**TASK DESCRIPTION:**
Type out the data exactly as given. Skip any image.

**DATA ENTRIES:**
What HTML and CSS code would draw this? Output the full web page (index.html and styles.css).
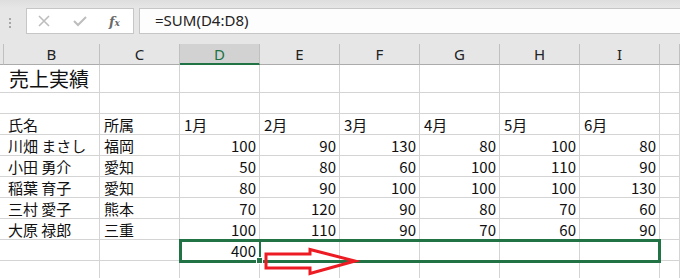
FILE: index.html
```html
<!DOCTYPE html>
<html lang="ja">
<head>
    <meta charset="UTF-8">
    <title>売上実績</title>
    <link rel="stylesheet" href="styles.css">
</head>
<body>
<div class="app">
    <div class="toolbar">
        <div class="grip"><span></span><span></span><span></span></div>
        <div class="fx-buttons">
            <svg class="btn-icon" width="12" height="12" viewBox="0 0 12 12"><path d="M1 1 L11 11 M11 1 L1 11" stroke="#bdbdbd" stroke-width="1.6" fill="none"/></svg>
            <svg class="btn-icon" width="14" height="12" viewBox="0 0 14 12"><path d="M1 6 L5 10 L13 2" stroke="#bdbdbd" stroke-width="2" fill="none"/></svg>
            <span class="fx">f<sub>x</sub></span>
        </div>
        <div class="formula">=SUM(D4:D8)</div>
    </div>

    <div class="sheet">
        <div class="col-head rh"></div>
        <div class="col-head">B</div>
        <div class="col-head">C</div>
        <div class="col-head active">D</div>
        <div class="col-head">E</div>
        <div class="col-head">F</div>
        <div class="col-head">G</div>
        <div class="col-head">H</div>
        <div class="col-head">I</div>
        <div class="col-head"></div>

        <div class="cell rh"></div>
        <div class="cell title">売上実績</div>
        <div class="cell"></div><div class="cell"></div><div class="cell"></div><div class="cell"></div>
        <div class="cell"></div><div class="cell"></div><div class="cell"></div><div class="cell"></div>

        <div class="cell rh"></div>
        <div class="cell"></div><div class="cell"></div><div class="cell"></div><div class="cell"></div>
        <div class="cell"></div><div class="cell"></div><div class="cell"></div><div class="cell"></div><div class="cell"></div>

        <div class="cell rh"></div>
        <div class="cell">氏名</div>
        <div class="cell">所属</div>
        <div class="cell">1月</div>
        <div class="cell">2月</div>
        <div class="cell">3月</div>
        <div class="cell">4月</div>
        <div class="cell">5月</div>
        <div class="cell">6月</div>
        <div class="cell"></div>

        <div class="cell rh"></div>
        <div class="cell">川畑 まさし</div>
        <div class="cell">福岡</div>
        <div class="cell num">100</div>
        <div class="cell num">90</div>
        <div class="cell num">130</div>
        <div class="cell num">80</div>
        <div class="cell num">100</div>
        <div class="cell num">80</div>
        <div class="cell"></div>

        <div class="cell rh"></div>
        <div class="cell">小田 勇介</div>
        <div class="cell">愛知</div>
        <div class="cell num">50</div>
        <div class="cell num">80</div>
        <div class="cell num">60</div>
        <div class="cell num">100</div>
        <div class="cell num">110</div>
        <div class="cell num">90</div>
        <div class="cell"></div>

        <div class="cell rh"></div>
        <div class="cell">稲葉 育子</div>
        <div class="cell">愛知</div>
        <div class="cell num">80</div>
        <div class="cell num">90</div>
        <div class="cell num">100</div>
        <div class="cell num">100</div>
        <div class="cell num">100</div>
        <div class="cell num">130</div>
        <div class="cell"></div>

        <div class="cell rh"></div>
        <div class="cell">三村 愛子</div>
        <div class="cell">熊本</div>
        <div class="cell num">70</div>
        <div class="cell num">120</div>
        <div class="cell num">90</div>
        <div class="cell num">80</div>
        <div class="cell num">70</div>
        <div class="cell num">60</div>
        <div class="cell"></div>

        <div class="cell rh"></div>
        <div class="cell">大原 禄郎</div>
        <div class="cell">三重</div>
        <div class="cell num">100</div>
        <div class="cell num">110</div>
        <div class="cell num">90</div>
        <div class="cell num">70</div>
        <div class="cell num">60</div>
        <div class="cell num">90</div>
        <div class="cell"></div>

        <div class="cell rh"></div>
        <div class="cell"></div>
        <div class="cell"></div>
        <div class="cell num">400</div>
        <div class="cell"></div><div class="cell"></div><div class="cell"></div>
        <div class="cell"></div><div class="cell"></div><div class="cell"></div>

        <div class="cell rh"></div>
        <div class="cell"></div><div class="cell"></div><div class="cell"></div><div class="cell"></div>
        <div class="cell"></div><div class="cell"></div><div class="cell"></div><div class="cell"></div><div class="cell"></div>
    </div>

    <!-- selection box and the red arrow drawn over the sheet -->
    <svg class="overlay" width="680" height="278" viewBox="0 0 680 278">
        <rect x="180.5" y="240.5" width="479" height="21" fill="none" stroke="#217346" stroke-width="3"/>
        <rect x="259" y="240" width="2" height="21" fill="#217346"/>
        <rect x="256.5" y="257.5" width="6" height="6" fill="#217346" stroke="#fff" stroke-width="1"/>
        <polygon points="266,254 310,254 310,249.5 355,261 310,273.5 310,268 266,268"
                 fill="none" stroke="#ed1c24" stroke-width="3" stroke-linejoin="miter"/>
    </svg>
</div>
</body>
</html>
```

FILE: styles.css
```css
body {
    margin: 0;
    background-color: #fff;
    font-family: "Noto Sans CJK JP", "Noto Sans", sans-serif;
    overflow: hidden;
}

.app {
    position: relative;
    width: 680px;
    height: 278px;
    overflow: hidden;
}

/* formula bar */
.toolbar {
    display: flex;
    align-items: flex-start;
    height: 44px;
    box-sizing: border-box;
    padding-top: 8px;
    background: linear-gradient(#dedede, #e6e6e6 8px);
}

.grip {
    display: flex;
    flex-direction: column;
    gap: 2px;
    width: 26px;
    padding: 10px 0 0 9px;
    box-sizing: border-box;
}

.grip span {
    width: 2px;
    height: 2px;
    background-color: #a6a6a6;
}

.fx-buttons {
    display: flex;
    align-items: center;
    width: 108px;
    height: 26px;
    box-sizing: border-box;
    background-color: #fff;
    border: 1px solid #c6c6c6;
    padding-left: 11px;
}

.btn-icon {
    margin-right: 23px;
}

.fx {
    font-family: "DejaVu Serif", "Liberation Serif", serif;
    font-style: italic;
    font-weight: bold;
    font-size: 13px;
    color: #6a6a6a;
    margin-left: -1px;
}

.fx sub {
    font-size: 9px;
    vertical-align: 0;
}

.formula {
    flex: 1;
    height: 26px;
    box-sizing: border-box;
    margin-left: 5px;
    background-color: #fdfdfd;
    border: 1px solid #c6c6c6;
    border-right: none;
    padding-left: 15px;
    font-family: "Noto Sans", sans-serif;
    font-size: 15px;
    line-height: 23px;
    color: #222;
}

/* sheet grid */
.sheet {
    display: grid;
    grid-template-columns: 4px 96px repeat(6, 80px) 80px 20px;
    grid-template-rows: 21px 28px;
    grid-auto-rows: 21px;
}

.col-head {
    box-sizing: border-box;
    background-color: #e6e6e6;
    border-right: 1px solid #c0c0c0;
    border-bottom: 1px solid #ababab;
    text-align: center;
    font-family: "Noto Sans", sans-serif;
    font-size: 15px;
    line-height: 21px;
    color: #222;
}

.col-head.active {
    background-color: #d2d2d2;
    border-bottom: 2px solid #217346;
    color: #217346;
}

.cell {
    display: flex;
    align-items: flex-end;
    box-sizing: border-box;
    border-right: 1px solid #d4d4d4;
    border-bottom: 1px solid #d4d4d4;
    padding: 0 3px 0 4px;
    font-size: 15px;
    line-height: 19px;
    color: #111;
    white-space: nowrap;
}

.cell.rh {
    border-right: none;
}

.cell.num {
    justify-content: flex-end;
}

.cell.title {
    font-size: 20px;
    line-height: 26px;
    padding-left: 5px;
}

.overlay {
    position: absolute;
    top: 0;
    left: 0;
    pointer-events: none;
}
```
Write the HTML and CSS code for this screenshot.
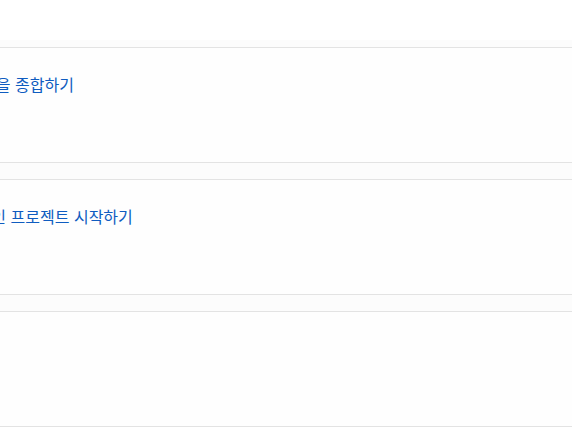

**OUTPUT FOR THIS EXERCISE:**
What HTML and CSS code would draw this? Output the full web page (index.html and styles.css).
FILE: index.html
```html
<!DOCTYPE html>
<html lang="ja">
<head>
    <meta charset="UTF-8">
    <title>売上実績</title>
    <link rel="stylesheet" href="styles.css">
</head>
<body>
<div class="app">
    <div class="toolbar">
        <div class="grip"><span></span><span></span><span></span></div>
        <div class="fx-buttons">
            <svg class="btn-icon" width="12" height="12" viewBox="0 0 12 12"><path d="M1 1 L11 11 M11 1 L1 11" stroke="#bdbdbd" stroke-width="1.6" fill="none"/></svg>
            <svg class="btn-icon" width="14" height="12" viewBox="0 0 14 12"><path d="M1 6 L5 10 L13 2" stroke="#bdbdbd" stroke-width="2" fill="none"/></svg>
            <span class="fx">f<sub>x</sub></span>
        </div>
        <div class="formula">=SUM(D4:D8)</div>
    </div>

    <div class="sheet">
        <div class="col-head rh"></div>
        <div class="col-head">B</div>
        <div class="col-head">C</div>
        <div class="col-head active">D</div>
        <div class="col-head">E</div>
        <div class="col-head">F</div>
        <div class="col-head">G</div>
        <div class="col-head">H</div>
        <div class="col-head">I</div>
        <div class="col-head"></div>

        <div class="cell rh"></div>
        <div class="cell title">売上実績</div>
        <div class="cell"></div><div class="cell"></div><div class="cell"></div><div class="cell"></div>
        <div class="cell"></div><div class="cell"></div><div class="cell"></div><div class="cell"></div>

        <div class="cell rh"></div>
        <div class="cell"></div><div class="cell"></div><div class="cell"></div><div class="cell"></div>
        <div class="cell"></div><div class="cell"></div><div class="cell"></div><div class="cell"></div><div class="cell"></div>

        <div class="cell rh"></div>
        <div class="cell">氏名</div>
        <div class="cell">所属</div>
        <div class="cell">1月</div>
        <div class="cell">2月</div>
        <div class="cell">3月</div>
        <div class="cell">4月</div>
        <div class="cell">5月</div>
        <div class="cell">6月</div>
        <div class="cell"></div>

        <div class="cell rh"></div>
        <div class="cell">川畑 まさし</div>
        <div class="cell">福岡</div>
        <div class="cell num">100</div>
        <div class="cell num">90</div>
        <div class="cell num">130</div>
        <div class="cell num">80</div>
        <div class="cell num">100</div>
        <div class="cell num">80</div>
        <div class="cell"></div>

        <div class="cell rh"></div>
        <div class="cell">小田 勇介</div>
        <div class="cell">愛知</div>
        <div class="cell num">50</div>
        <div class="cell num">80</div>
        <div class="cell num">60</div>
        <div class="cell num">100</div>
        <div class="cell num">110</div>
        <div class="cell num">90</div>
        <div class="cell"></div>

        <div class="cell rh"></div>
        <div class="cell">稲葉 育子</div>
        <div class="cell">愛知</div>
        <div class="cell num">80</div>
        <div class="cell num">90</div>
        <div class="cell num">100</div>
        <div class="cell num">100</div>
        <div class="cell num">100</div>
        <div class="cell num">130</div>
        <div class="cell"></div>

        <div class="cell rh"></div>
        <div class="cell">三村 愛子</div>
        <div class="cell">熊本</div>
        <div class="cell num">70</div>
        <div class="cell num">120</div>
        <div class="cell num">90</div>
        <div class="cell num">80</div>
        <div class="cell num">70</div>
        <div class="cell num">60</div>
        <div class="cell"></div>

        <div class="cell rh"></div>
        <div class="cell">大原 禄郎</div>
        <div class="cell">三重</div>
        <div class="cell num">100</div>
        <div class="cell num">110</div>
        <div class="cell num">90</div>
        <div class="cell num">70</div>
        <div class="cell num">60</div>
        <div class="cell num">90</div>
        <div class="cell"></div>

        <div class="cell rh"></div>
        <div class="cell"></div>
        <div class="cell"></div>
        <div class="cell num">400</div>
        <div class="cell"></div><div class="cell"></div><div class="cell"></div>
        <div class="cell"></div><div class="cell"></div><div class="cell"></div>

        <div class="cell rh"></div>
        <div class="cell"></div><div class="cell"></div><div class="cell"></div><div class="cell"></div>
        <div class="cell"></div><div class="cell"></div><div class="cell"></div><div class="cell"></div><div class="cell"></div>
    </div>

    <!-- selection box and the red arrow drawn over the sheet -->
    <svg class="overlay" width="680" height="278" viewBox="0 0 680 278">
        <rect x="180.5" y="240.5" width="479" height="21" fill="none" stroke="#217346" stroke-width="3"/>
        <rect x="259" y="240" width="2" height="21" fill="#217346"/>
        <rect x="256.5" y="257.5" width="6" height="6" fill="#217346" stroke="#fff" stroke-width="1"/>
        <polygon points="266,254 310,254 310,249.5 355,261 310,273.5 310,268 266,268"
                 fill="none" stroke="#ed1c24" stroke-width="3" stroke-linejoin="miter"/>
    </svg>
</div>
</body>
</html>
```

FILE: styles.css
```css
body {
    margin: 0;
    background-color: #fff;
    font-family: "Noto Sans CJK JP", "Noto Sans", sans-serif;
    overflow: hidden;
}

.app {
    position: relative;
    width: 680px;
    height: 278px;
    overflow: hidden;
}

/* formula bar */
.toolbar {
    display: flex;
    align-items: flex-start;
    height: 44px;
    box-sizing: border-box;
    padding-top: 8px;
    background: linear-gradient(#dedede, #e6e6e6 8px);
}

.grip {
    display: flex;
    flex-direction: column;
    gap: 2px;
    width: 26px;
    padding: 10px 0 0 9px;
    box-sizing: border-box;
}

.grip span {
    width: 2px;
    height: 2px;
    background-color: #a6a6a6;
}

.fx-buttons {
    display: flex;
    align-items: center;
    width: 108px;
    height: 26px;
    box-sizing: border-box;
    background-color: #fff;
    border: 1px solid #c6c6c6;
    padding-left: 11px;
}

.btn-icon {
    margin-right: 23px;
}

.fx {
    font-family: "DejaVu Serif", "Liberation Serif", serif;
    font-style: italic;
    font-weight: bold;
    font-size: 13px;
    color: #6a6a6a;
    margin-left: -1px;
}

.fx sub {
    font-size: 9px;
    vertical-align: 0;
}

.formula {
    flex: 1;
    height: 26px;
    box-sizing: border-box;
    margin-left: 5px;
    background-color: #fdfdfd;
    border: 1px solid #c6c6c6;
    border-right: none;
    padding-left: 15px;
    font-family: "Noto Sans", sans-serif;
    font-size: 15px;
    line-height: 23px;
    color: #222;
}

/* sheet grid */
.sheet {
    display: grid;
    grid-template-columns: 4px 96px repeat(6, 80px) 80px 20px;
    grid-template-rows: 21px 28px;
    grid-auto-rows: 21px;
}

.col-head {
    box-sizing: border-box;
    background-color: #e6e6e6;
    border-right: 1px solid #c0c0c0;
    border-bottom: 1px solid #ababab;
    text-align: center;
    font-family: "Noto Sans", sans-serif;
    font-size: 15px;
    line-height: 21px;
    color: #222;
}

.col-head.active {
    background-color: #d2d2d2;
    border-bottom: 2px solid #217346;
    color: #217346;
}

.cell {
    display: flex;
    align-items: flex-end;
    box-sizing: border-box;
    border-right: 1px solid #d4d4d4;
    border-bottom: 1px solid #d4d4d4;
    padding: 0 3px 0 4px;
    font-size: 15px;
    line-height: 19px;
    color: #111;
    white-space: nowrap;
}

.cell.rh {
    border-right: none;
}

.cell.num {
    justify-content: flex-end;
}

.cell.title {
    font-size: 20px;
    line-height: 26px;
    padding-left: 5px;
}

.overlay {
    position: absolute;
    top: 0;
    left: 0;
    pointer-events: none;
}
```
Write the HTML and CSS code for this screenshot.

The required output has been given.